Researchers create more crucial reagents for use in COVID-19 tests

Researchers in Warwick Medical School at the University of Warwick have developed a way to create more crucial reagents for use in COVID-19 tests that could also provide enhancements to the use of, and production of, future tests.

Researchers create more crucial reagents for use in COVID-19 tests
Professor Mohan Balasubramanian of Warwick Medical School.

The high demand for the reagents used COVID-19 tests is creating some supply issues in the UK (and even more so for developing countries) so the University of Warwick researchers decided to try themselves to make more of the enzymes needed to produce reagents using Warwick Medical School's laboratories, that could then be used in the commercially available testing kits.

They not only succeeded in producing more of those crucial and much sought-after enzymes that will make more reagents for testing kits, they may also have found ways that could extend and simplify their use in COVID-19 tests.

The team produced a package of three key enzymes that are key to producing more reagents for COVID-19 tests:

  • A Reverse transcriptase (an enzyme used to generate DNA from an RNA template),
  • A Taq polymerase.
  • An RNAse inhibitor (also known as RNAsin).
  • rTth, A hybrid enzyme with reverse transcriptase and DNA polymerase activities.

They then provided these to laboratories in two UK hospitals , who then tested and confirmed that they were effective in creating more Covid-19 testing. The same materials have also been sent and to the Africa Centres for Disease Control and Prevention (Africa CDC)where the need for more reagents is even more pressing.

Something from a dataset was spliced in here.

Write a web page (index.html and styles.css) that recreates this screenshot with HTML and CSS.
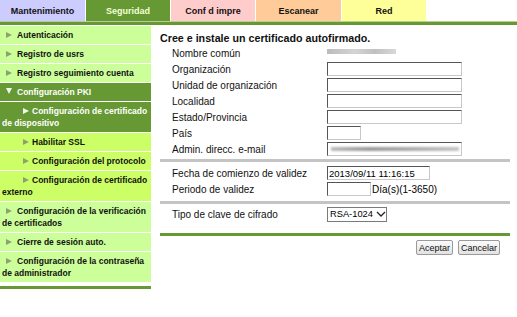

The Warwick research team's work may also provide opportunities enhance the current commercial tests, extending the range of temperatures they can be used at, and maybe even simplifying their future production

Professor Mohan K. Balasubramanian, who together with Professor Karuna Sampath, is leading this work in Warwick Medical School at the University of Warwick said:

"The commercial providers of the reagents and enzymes have themselves found and described eight interesting mutations to their reverse transcriptase, but to our knowledge they had not yet all been combined in the same molecule."

"We have now done that and found that that this actually improves the enzyme's activity across a wide range of temperatures."

We have also made two further useful enzymes that would support the production of more reagents for Covid-19 testing. In particular a Taq-related polymerase (rTth polymerase), which itself has the reverse transcriptase activity which would greatly simply the reagent production process and also render the reagent directly applicable in a single-step test."